Loan Limits (Sec. Sec. 682.204 and 685.203)
Statute: Section 8005 of the HERA amended sections 425(a)(1)(A),
428(b)(1)(A), and 428H(d) of the HEA to increase loan limits for
certain Stafford Loan borrowers. The higher loan limits are effective
in the FFEL Program for loans certified on or after July 1, 2007, and,
in the Direct Loan Program, for loans originated on or after July 1,
2007. The HERA did not increase aggregate loan limits in either
program.
Current Regulations: Under the current regulations, the base
subsidized/unsubsidized combined annual loan limit for first-year
undergraduates is $2,625 and $3,500 for second year undergraduates. For
graduate or professional students, the additional unsubsidized annual
loan limit is $10,000. For students who have obtained a baccalaureate
degree and are enrolled in coursework necessary for enrollment in a
graduate or professional program, the additional unsubsidized annual
loan limit is $5,000. For students who have obtained a baccalaureate
degree, and are enrolled in coursework necessary for a professional
credential or certification from a State required for employment as a
teacher in an elementary school, the additional unsubsidized loan limit
is $5,000.
New Regulations: Under the interim final regulations, for FFEL
loans certified on or after July 1, 2007 and for Direct Loans
originated on or after July 1, 2007:
For first-year undergraduates, the base subsidized/
unsubsidized combined annual loan limit is $3,500;
For second year undergraduates, the base subsidized/
unsubsidized combined annual loan limit is $4,500;
For graduate or professional students, the additional
unsubsidized annual loan limit is $12,000;
For students who have obtained a baccalaureate degree and
are enrolled in coursework necessary for enrollment in a graduate or
professional program, the additional unsubsidized annual loan limit is
$7,000; and
For students who have obtained a baccalaureate degree, and
are enrolled in coursework necessary for a professional credential or
certification from a State required for employment as a teacher in an
elementary school, the additional unsubsidized loan limit is $7,000.
The HERA did not increase the base subsidized/unsubsidized combined
loan limits for third year and above undergraduate students and for
graduate students. The HERA also did not change the limits on the
additional amount of unsubsidized loans that are available to all
undergraduate students.
Reasons: These regulations are amended to reflect changes made by
the HERA.
Elimination of Option of Early Entrance Into Repayment (Sec. Sec.
682.209 and 685.220)
Statute: Section 8009 of the HERA amended sections 428(b)(7)(A),
428C(a)(3), and 428C(b)(5) to eliminate the ability of FFEL Stafford
Loan borrowers to request to enter repayment on their loans early.
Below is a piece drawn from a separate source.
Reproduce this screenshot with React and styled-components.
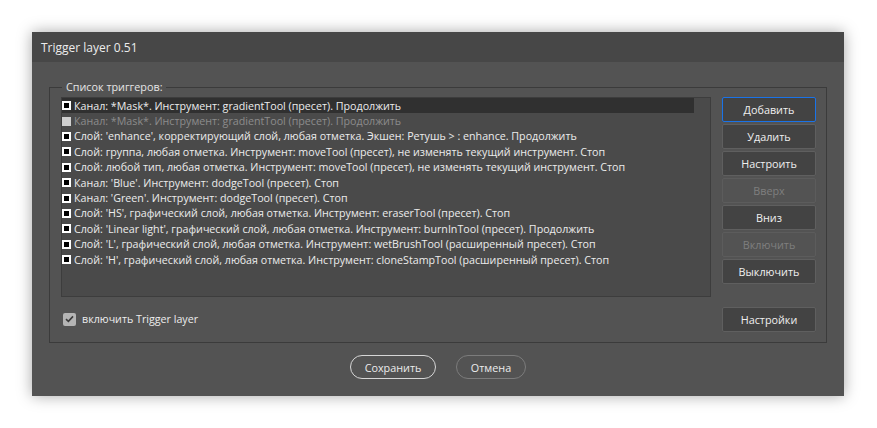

Early conversion to repayment allows a borrower to consolidate FFEL
loans while still enrolled at least half-time.
Section 8009 of the HERA also amended sections 455(a), 455(d), and
455(g) of the HEA to require that Direct Consolidation Loans have the
same terms and conditions as FFEL Consolidation Loans. For both FFEL
Stafford Loan and Direct Stafford Loan borrowers, the repayment period
is now defined as the period beginning 6 months and one day after the
date the student ceases to carry at least one-half the normal full-time
academic workload, as determined by the institution.
Current Regulations: Section 682.209(a)(5) of the FFEL program
regulations permits FFEL Stafford Loan borrowers to request and be
granted a repayment schedule prior to the end of their grace period and
therefore enter repayment on their loans. Current Direct Loan
regulations in Sec. 685.220(d)(1)(ii)(A) permit borrowers in an in-
school period with loans made under both the FFEL program and the
Direct Loan program to obtain a Direct Consolidation loan. Also, under
Sec. 685.220(d)(1)(ii)(B), a borrower with FFEL loans only, in an in-
school period at a school participating in the Direct Loan program is
eligible to consolidate these loans into the Direct Loan program.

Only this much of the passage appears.